REQUIRED WORK. Copy every line of the following data that includes the string "components".
::::
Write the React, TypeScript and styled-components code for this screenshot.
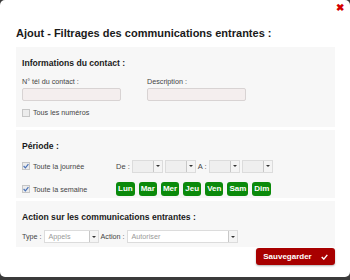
import React from "react";
import styled, { createGlobalStyle } from "styled-components";

const GlobalStyle = createGlobalStyle`
  html, body {
    margin: 0;
    padding: 0;
    background: #3b3b3b;
    font-family: "Liberation Sans", Arial, sans-serif;
    color: #222;
  }
`;

const Modal = styled.div`
  position: relative;
  box-sizing: border-box;
  width: 350px;
  height: 277px;
  background: #ffffff;
  border-radius: 5px;
  padding: 0 15px 0 16px;
`;

const Close = styled.div`
  position: absolute;
  top: 2px;
  right: 6px;
  color: #d40000;
  font-size: 10px;
  font-weight: bold;
`;

const Title = styled.h1`
  margin: 0;
  padding: 27px 0 8px 0;
  font-size: 11px;
  line-height: 12px;
  font-weight: bold;
  color: #1a1a1a;
`;

const Panel = styled.div<{ $h: number }>`
  box-sizing: border-box;
  height: ${(p) => p.$h}px;
  background: #f7f7f7;
  padding: 11px 6px 0 6px;
  margin-bottom: 3px;
`;

const PanelTitle = styled.h2`
  margin: 0;
  font-size: 8.6px;
  line-height: 11px;
  font-weight: bold;
  color: #1a1a1a;
`;

const FieldsRow = styled.div`
  display: flex;
  gap: 26px;
  margin-top: 8px;
`;

const Field = styled.div`
  display: flex;
  flex-direction: column;
  gap: 2px;
`;

const Label = styled.span`
  font-size: 7.2px;
  line-height: 9px;
  color: #444;
`;

const TextInput = styled.div`
  box-sizing: border-box;
  width: 99px;
  height: 13px;
  background: #f4eeee;
  border: 1px solid #d8d3d3;
  border-radius: 2px;
`;

const CheckRow = styled.div<{ $top: number }>`
  display: flex;
  align-items: center;
  gap: 3px;
  margin-top: ${(p) => p.$top}px;
  font-size: 7.2px;
  color: #444;
`;

const Box = styled.span`
  box-sizing: border-box;
  width: 8px;
  height: 8px;
  background: #ececec;
  border: 1px solid #c6c6c6;
  display: flex;
  align-items: center;
  justify-content: center;
`;

const PeriodRow = styled.div<{ $top: number }>`
  display: flex;
  align-items: center;
  height: 14px;
  margin-top: ${(p) => p.$top}px;
`;

const LeftCol = styled.div`
  width: 94px;
`;

const Inline = styled.div`
  display: flex;
  align-items: center;
  gap: 2px;
  font-size: 7.5px;
  color: #444;
`;

const SelectBox = styled.div<{ $w: number; $bg: string }>`
  box-sizing: border-box;
  width: ${(p) => p.$w}px;
  height: 13px;
  display: flex;
  background: ${(p) => p.$bg};
  border: 1px solid #dcdcdc;
  font-size: 7.2px;
  color: #999;
`;

const SelectText = styled.span`
  flex: 1;
  padding-left: 4px;
  line-height: 11px;
`;

const Arrow = styled.span`
  box-sizing: border-box;
  width: 9px;
  height: 11px;
  border-left: 1px solid #c8c8c8;
  background: #f4f4f4;
  display: flex;
  align-items: center;
  justify-content: center;
  &::after {
    content: "";
    border-left: 2px solid transparent;
    border-right: 2px solid transparent;
    border-top: 2.5px solid #333;
  }
`;

const Days = styled.div`
  display: flex;
  gap: 4px;
`;

const Day = styled.span`
  box-sizing: border-box;
  height: 14px;
  min-width: 18px;
  padding: 0 2px;
  background: #0b8a0b;
  border-radius: 3px;
  color: #fff;
  font-size: 8px;
  font-weight: bold;
  line-height: 14px;
  text-align: center;
`;

const ActionRow = styled.div`
  display: flex;
  align-items: center;
  gap: 2px;
  margin-top: 7px;
  font-size: 7.2px;
  color: #444;
`;

const Footer = styled.div`
  display: flex;
  justify-content: flex-end;
  margin-top: -2px;
`;

const SaveButton = styled.button`
  box-sizing: border-box;
  width: 79px;
  height: 17px;
  border: none;
  border-radius: 3px;
  background: #a80000;
  color: #fff;
  font-family: "Liberation Sans", Arial, sans-serif;
  font-size: 8px;
  font-weight: bold;
  display: flex;
  align-items: center;
  justify-content: center;
  gap: 9px;
  padding: 0;
  box-shadow: 0 1px 2px rgba(0, 0, 0, 0.3);
`;

const Check = ({ color }: { color: string }) => (
  <svg width="7" height="6" viewBox="0 0 10 8">
    <path d="M1 4 L4 7 L9 1" fill="none" stroke={color} strokeWidth="2" />
  </svg>
);

const Select = ({ w, text, bg }: { w: number; text?: string; bg: string }) => (
  <SelectBox $w={w} $bg={bg}>
    <SelectText>{text}</SelectText>
    <Arrow />
  </SelectBox>
);

const days = ["Lun", "Mar", "Mer", "Jeu", "Ven", "Sam", "Dim"];

const App = () => {
  return (
    <>
      <GlobalStyle />
      <Modal>
        <Close>✖</Close>
        <Title>Ajout - Filtrages des communications entrantes :</Title>

        <Panel $h={80}>
          <PanelTitle>Informations du contact :</PanelTitle>
          <FieldsRow>
            <Field>
              <Label>N° tél du contact :</Label>
              <TextInput />
            </Field>
            <Field>
              <Label>Description :</Label>
              <TextInput />
            </Field>
          </FieldsRow>
          <CheckRow $top={7}>
            <Box />
            Tous les numéros
          </CheckRow>
        </Panel>

        <Panel $h={68}>
          <PanelTitle>Période :</PanelTitle>
          <PeriodRow $top={7}>
            <LeftCol>
              <CheckRow $top={0}>
                <Box>
                  <Check color="#4a72b8" />
                </Box>
                Toute la journée
              </CheckRow>
            </LeftCol>
            <Inline>
              De :
              <Select w={31} bg="#efefef" />
              <Select w={31} bg="#efefef" />
              A :
              <Select w={31} bg="#efefef" />
              <Select w={31} bg="#efefef" />
            </Inline>
          </PeriodRow>
          <PeriodRow $top={9}>
            <LeftCol>
              <CheckRow $top={0}>
                <Box>
                  <Check color="#4a72b8" />
                </Box>
                Toute la semaine
              </CheckRow>
            </LeftCol>
            <Days>
              {days.map((d) => (
                <Day key={d}>{d}</Day>
              ))}
            </Days>
          </PeriodRow>
        </Panel>

        <Panel $h={46}>
          <PanelTitle>Action sur les communications entrantes :</PanelTitle>
          <ActionRow>
            Type :
            <Select w={55} text="Appels" bg="#fff" />
            Action :
            <Select w={111} text="Autoriser" bg="#fff" />
          </ActionRow>
        </Panel>

        <Footer>
          <SaveButton>
            Sauvegarder
            <Check color="#fff" />
          </SaveButton>
        </Footer>
      </Modal>
    </>
  );
};

export default App;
::::
THE ANSWER.
Write the React, TypeScript and styled-components code for this screenshot.
import styled, { createGlobalStyle } from "styled-components";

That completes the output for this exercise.